Would it be correct to group you, Jorge Eduardo Benavides, and Fernando Iwasaki as a new Peruvian literary movement or generation?

What unites me to Jorge Eduardo and Fernando is a beautiful friendship and great admiration. I don’t think that we belong to the same generation, nor that we have the same creative interests. Actually, they’ve always been sort of “older brothers” to me, and I’ve always been grateful for that.

You have lived in Peru, Mexico, and now in Spain. Tell us about your experience as an immigrant and writer there. Have you had to change the language or themes of your novels now that you are addressing a European public?

Not really. I have always written in a very neutral Spanish, maybe because I don’t like books with too many colloquialisms that I don’t understand. As for the themes I explore in my fiction, I think that the experience of traveling and immigrating has allowed me, primarily, to get to know different people, what unites them, and what sets them apart.

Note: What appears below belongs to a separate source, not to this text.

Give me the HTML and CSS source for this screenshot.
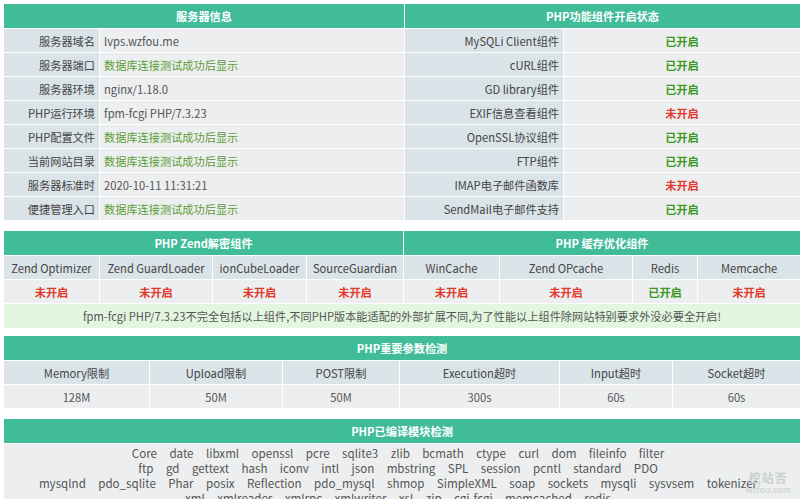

I’m not very interested in the particular stories of Peruvians, Spaniards, or Africans, but in the stories of human beings in general.

Who are your influences?

They change with every book because each time I write I like to explore a different universe. Pudor is inspired partly on the work of writers John Cheever and Richard Ford, partly on the films of Woody Allen and Tod Solonz, and even on The Simpsons and Stephen King.

Do you have a promotion plan for the United States?

I will be attending the Miami Book Fair and several universities in the States this November, and one of my goals is to find out what this audience thinks of my work.